Task details: Start at the line where "Write a component" appears and end at the line where "const IDENTIFICACIONES = ['INE', 'Pasaporte', 'Licencia'];" appears; repeat those lines exactly, both ends included, leaving pictures behind.

* begin Data excerpts *

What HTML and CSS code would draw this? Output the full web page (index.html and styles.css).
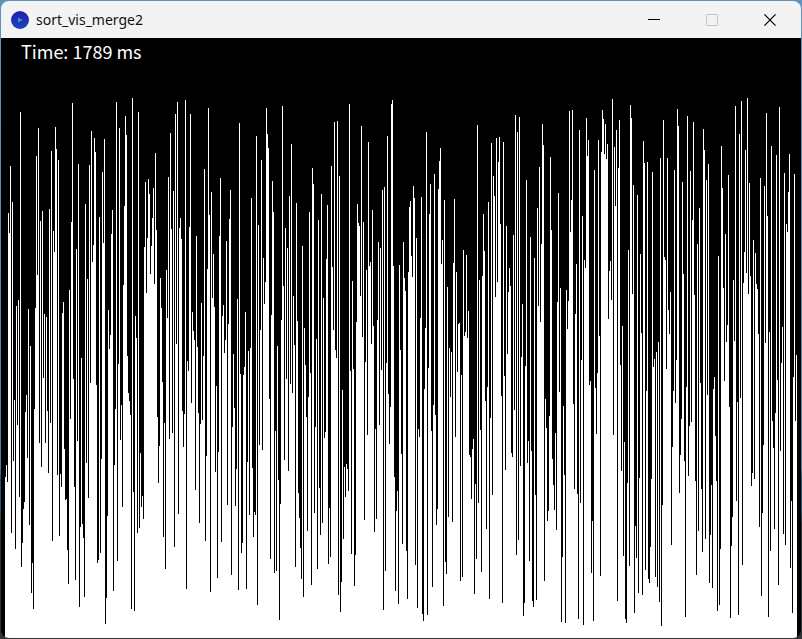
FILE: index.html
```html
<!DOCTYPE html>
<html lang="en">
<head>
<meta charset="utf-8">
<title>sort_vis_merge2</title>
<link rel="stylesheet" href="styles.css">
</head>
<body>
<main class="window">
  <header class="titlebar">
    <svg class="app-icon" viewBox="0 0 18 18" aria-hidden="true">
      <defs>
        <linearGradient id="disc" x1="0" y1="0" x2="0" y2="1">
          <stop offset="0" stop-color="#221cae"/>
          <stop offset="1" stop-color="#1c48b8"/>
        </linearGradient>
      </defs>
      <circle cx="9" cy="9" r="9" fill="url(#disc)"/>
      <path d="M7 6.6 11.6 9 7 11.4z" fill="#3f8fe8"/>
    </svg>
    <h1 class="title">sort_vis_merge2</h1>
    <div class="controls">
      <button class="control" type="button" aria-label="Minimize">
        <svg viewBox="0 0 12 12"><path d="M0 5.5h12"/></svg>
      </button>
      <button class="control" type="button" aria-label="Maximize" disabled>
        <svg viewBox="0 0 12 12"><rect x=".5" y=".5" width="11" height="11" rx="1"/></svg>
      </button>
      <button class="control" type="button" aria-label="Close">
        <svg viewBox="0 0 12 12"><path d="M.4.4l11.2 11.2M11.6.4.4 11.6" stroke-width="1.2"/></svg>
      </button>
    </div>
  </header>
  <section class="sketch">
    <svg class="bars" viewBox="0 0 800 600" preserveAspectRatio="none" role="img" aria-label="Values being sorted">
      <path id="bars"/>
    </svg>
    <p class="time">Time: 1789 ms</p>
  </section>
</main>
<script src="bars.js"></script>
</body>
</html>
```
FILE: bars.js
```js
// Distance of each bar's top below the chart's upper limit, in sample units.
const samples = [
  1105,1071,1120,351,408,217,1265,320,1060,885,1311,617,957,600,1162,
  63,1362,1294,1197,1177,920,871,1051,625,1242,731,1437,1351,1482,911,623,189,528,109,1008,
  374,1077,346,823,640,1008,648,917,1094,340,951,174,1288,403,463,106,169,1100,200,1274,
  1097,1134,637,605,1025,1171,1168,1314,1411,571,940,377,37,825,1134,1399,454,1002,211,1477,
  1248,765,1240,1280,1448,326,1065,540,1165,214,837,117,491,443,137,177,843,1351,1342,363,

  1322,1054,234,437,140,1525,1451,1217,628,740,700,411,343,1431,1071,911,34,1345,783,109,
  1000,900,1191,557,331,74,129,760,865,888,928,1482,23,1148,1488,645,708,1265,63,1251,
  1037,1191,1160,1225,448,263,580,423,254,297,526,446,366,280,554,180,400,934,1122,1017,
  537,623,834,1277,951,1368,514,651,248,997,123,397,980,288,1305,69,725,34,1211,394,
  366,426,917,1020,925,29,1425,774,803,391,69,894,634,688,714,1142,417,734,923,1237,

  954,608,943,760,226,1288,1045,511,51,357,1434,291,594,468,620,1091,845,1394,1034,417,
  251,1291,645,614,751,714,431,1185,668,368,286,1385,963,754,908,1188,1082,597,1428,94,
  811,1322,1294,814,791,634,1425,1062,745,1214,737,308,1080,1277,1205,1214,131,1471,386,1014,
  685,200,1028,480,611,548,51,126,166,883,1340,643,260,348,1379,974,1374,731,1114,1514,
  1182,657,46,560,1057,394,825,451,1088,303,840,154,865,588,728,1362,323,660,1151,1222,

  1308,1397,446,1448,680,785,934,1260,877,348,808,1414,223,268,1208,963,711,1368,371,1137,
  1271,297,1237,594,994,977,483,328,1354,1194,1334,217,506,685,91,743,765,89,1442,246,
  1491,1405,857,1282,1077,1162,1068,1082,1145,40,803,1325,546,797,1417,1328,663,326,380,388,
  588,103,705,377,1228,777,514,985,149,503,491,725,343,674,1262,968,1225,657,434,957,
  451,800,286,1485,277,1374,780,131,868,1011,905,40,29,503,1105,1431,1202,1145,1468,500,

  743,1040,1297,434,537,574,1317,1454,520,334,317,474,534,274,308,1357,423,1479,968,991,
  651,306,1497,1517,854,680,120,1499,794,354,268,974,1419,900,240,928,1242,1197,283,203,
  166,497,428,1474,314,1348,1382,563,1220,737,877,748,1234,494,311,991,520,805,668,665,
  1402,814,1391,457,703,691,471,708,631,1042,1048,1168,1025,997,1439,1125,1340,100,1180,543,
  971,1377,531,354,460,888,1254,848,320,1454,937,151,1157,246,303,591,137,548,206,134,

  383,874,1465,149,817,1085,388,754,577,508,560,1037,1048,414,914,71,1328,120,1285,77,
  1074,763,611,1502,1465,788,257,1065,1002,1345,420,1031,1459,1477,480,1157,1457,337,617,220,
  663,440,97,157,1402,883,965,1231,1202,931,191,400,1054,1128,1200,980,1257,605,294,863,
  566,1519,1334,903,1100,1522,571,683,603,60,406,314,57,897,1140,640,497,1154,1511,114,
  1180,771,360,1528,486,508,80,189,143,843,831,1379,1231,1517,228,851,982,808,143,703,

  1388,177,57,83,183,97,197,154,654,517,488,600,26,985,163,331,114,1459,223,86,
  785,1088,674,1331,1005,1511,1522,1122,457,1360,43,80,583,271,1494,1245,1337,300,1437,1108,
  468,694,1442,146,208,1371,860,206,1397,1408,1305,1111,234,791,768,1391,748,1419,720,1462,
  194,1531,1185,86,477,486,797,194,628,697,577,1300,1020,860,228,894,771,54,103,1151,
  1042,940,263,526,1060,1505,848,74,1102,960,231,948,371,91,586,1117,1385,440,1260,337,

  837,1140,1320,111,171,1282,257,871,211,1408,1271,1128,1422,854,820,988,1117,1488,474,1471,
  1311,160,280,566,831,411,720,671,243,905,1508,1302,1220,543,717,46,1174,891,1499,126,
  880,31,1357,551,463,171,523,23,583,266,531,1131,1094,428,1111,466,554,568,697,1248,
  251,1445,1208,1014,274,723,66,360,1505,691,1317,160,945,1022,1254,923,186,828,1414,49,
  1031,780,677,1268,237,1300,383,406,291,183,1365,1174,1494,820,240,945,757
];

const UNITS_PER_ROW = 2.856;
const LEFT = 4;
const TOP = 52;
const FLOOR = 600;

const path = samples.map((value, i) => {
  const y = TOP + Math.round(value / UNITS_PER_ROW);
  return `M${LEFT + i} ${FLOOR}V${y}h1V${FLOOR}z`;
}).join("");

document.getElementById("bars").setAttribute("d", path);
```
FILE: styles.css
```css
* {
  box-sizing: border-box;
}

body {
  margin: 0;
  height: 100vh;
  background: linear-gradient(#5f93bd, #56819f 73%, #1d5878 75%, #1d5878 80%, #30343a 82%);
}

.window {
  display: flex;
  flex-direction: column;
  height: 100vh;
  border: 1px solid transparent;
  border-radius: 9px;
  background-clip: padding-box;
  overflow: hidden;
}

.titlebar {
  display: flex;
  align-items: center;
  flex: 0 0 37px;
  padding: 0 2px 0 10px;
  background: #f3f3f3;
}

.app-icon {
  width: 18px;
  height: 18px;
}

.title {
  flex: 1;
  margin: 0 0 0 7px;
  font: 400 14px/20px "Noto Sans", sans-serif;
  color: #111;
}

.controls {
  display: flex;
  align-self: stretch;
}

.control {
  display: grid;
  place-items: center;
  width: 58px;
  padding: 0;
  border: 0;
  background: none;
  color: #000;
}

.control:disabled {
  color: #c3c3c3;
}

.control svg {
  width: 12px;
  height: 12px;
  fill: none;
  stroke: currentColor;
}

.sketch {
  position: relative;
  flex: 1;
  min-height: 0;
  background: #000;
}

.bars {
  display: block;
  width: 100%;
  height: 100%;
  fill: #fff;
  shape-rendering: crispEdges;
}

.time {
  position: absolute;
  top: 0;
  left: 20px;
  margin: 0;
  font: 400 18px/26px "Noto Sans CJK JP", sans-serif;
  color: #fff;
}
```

* end Data excerpts *
* begin Data excerpts *

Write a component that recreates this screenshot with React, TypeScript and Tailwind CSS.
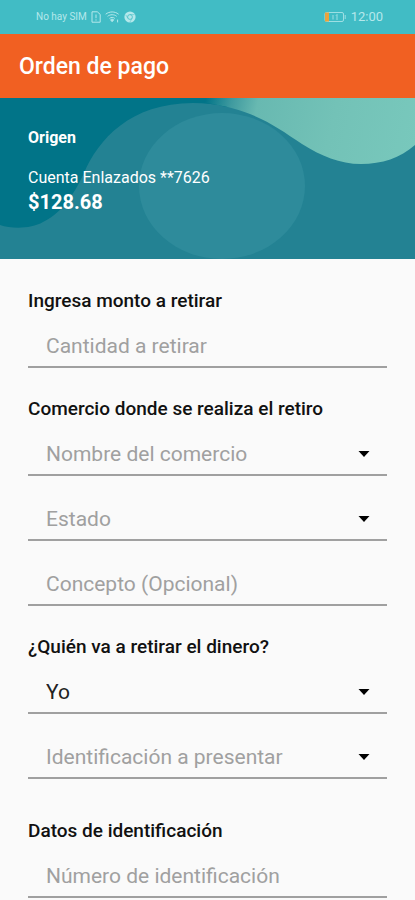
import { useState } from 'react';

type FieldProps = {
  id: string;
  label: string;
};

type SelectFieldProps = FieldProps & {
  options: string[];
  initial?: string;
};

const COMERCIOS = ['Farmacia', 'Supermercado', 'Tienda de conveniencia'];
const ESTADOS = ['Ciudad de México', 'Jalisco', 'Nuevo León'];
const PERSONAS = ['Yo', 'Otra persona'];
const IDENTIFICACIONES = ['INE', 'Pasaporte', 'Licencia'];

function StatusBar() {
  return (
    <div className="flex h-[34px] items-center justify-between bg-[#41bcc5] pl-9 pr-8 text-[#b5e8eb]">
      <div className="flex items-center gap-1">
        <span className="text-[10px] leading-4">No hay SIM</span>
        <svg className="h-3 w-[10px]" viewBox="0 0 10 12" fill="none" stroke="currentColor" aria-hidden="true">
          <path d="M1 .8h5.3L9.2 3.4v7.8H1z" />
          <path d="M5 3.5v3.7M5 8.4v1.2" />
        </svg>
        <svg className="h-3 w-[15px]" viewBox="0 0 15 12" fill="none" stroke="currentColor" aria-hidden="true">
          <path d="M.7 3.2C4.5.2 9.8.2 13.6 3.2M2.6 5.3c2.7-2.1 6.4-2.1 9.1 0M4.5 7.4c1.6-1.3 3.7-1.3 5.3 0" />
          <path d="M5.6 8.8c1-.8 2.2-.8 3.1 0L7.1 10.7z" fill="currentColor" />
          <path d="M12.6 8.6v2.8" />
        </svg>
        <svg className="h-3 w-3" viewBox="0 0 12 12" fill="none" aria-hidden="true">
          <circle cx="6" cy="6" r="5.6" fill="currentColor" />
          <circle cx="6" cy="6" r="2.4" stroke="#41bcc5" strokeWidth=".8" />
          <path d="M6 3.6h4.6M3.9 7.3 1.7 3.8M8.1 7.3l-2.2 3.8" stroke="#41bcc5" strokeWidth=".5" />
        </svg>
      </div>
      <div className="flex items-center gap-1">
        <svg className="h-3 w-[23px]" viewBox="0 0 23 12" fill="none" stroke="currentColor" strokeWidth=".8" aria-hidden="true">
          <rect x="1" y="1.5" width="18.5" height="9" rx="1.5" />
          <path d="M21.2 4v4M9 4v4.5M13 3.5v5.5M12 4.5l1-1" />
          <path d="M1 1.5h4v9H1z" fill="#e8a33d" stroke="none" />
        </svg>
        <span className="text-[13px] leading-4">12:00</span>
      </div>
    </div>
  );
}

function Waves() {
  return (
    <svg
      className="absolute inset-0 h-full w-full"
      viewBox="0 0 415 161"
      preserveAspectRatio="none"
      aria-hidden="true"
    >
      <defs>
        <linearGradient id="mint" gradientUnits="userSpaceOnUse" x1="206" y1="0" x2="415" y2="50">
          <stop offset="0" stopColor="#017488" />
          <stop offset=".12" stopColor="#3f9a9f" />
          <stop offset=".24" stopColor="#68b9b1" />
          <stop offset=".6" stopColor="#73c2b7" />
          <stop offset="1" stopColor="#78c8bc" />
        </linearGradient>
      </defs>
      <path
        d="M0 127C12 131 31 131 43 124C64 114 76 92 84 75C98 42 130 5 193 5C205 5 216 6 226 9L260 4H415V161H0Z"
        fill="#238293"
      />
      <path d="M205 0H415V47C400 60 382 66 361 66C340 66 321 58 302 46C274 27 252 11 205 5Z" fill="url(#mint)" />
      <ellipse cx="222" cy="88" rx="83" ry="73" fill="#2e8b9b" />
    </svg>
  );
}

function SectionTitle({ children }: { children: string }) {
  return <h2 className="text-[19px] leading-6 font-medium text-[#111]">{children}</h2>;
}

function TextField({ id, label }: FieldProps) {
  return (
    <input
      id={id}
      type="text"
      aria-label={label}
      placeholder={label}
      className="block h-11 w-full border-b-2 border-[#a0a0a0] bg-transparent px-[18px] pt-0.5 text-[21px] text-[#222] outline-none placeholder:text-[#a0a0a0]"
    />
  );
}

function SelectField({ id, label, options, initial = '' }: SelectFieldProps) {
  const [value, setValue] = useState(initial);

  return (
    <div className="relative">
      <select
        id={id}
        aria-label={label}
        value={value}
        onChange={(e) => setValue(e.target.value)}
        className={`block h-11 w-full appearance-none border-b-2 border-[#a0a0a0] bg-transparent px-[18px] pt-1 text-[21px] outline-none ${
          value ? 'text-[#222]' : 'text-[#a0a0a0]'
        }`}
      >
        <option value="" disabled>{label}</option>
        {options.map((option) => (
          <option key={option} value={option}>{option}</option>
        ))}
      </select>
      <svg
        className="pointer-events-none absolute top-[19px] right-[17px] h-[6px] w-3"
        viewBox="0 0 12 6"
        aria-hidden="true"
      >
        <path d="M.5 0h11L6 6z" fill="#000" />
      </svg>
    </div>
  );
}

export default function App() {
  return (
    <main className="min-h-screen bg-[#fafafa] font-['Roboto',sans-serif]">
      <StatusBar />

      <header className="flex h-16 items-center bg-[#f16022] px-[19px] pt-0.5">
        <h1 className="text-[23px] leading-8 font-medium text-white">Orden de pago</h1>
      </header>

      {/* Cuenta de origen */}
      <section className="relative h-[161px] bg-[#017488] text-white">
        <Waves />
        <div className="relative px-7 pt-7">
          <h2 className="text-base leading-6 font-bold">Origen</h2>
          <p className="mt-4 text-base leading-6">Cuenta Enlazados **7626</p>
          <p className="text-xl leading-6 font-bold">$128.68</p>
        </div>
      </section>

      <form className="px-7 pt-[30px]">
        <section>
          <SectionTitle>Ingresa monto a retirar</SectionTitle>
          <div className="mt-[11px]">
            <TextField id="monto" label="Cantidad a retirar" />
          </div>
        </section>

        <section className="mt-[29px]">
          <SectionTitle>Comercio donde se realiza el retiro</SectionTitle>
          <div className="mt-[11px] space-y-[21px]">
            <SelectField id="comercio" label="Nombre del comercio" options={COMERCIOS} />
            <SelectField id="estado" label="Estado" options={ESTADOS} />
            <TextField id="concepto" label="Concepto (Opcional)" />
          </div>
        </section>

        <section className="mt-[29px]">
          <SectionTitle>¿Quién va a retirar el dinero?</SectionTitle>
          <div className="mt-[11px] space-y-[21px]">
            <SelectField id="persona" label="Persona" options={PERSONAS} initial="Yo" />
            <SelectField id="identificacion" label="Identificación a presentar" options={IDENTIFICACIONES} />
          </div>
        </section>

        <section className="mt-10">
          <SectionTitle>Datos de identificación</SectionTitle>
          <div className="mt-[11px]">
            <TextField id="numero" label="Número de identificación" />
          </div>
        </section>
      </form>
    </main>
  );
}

* end Data excerpts *

Reply to the task:
Write a component that recreates this screenshot with React, TypeScript and Tailwind CSS.
import { useState } from 'react';

type FieldProps = {
  id: string;
  label: string;
};

type SelectFieldProps = FieldProps & {
  options: string[];
  initial?: string;
};

const COMERCIOS = ['Farmacia', 'Supermercado', 'Tienda de conveniencia'];
const ESTADOS = ['Ciudad de México', 'Jalisco', 'Nuevo León'];
const PERSONAS = ['Yo', 'Otra persona'];
const IDENTIFICACIONES = ['INE', 'Pasaporte', 'Licencia'];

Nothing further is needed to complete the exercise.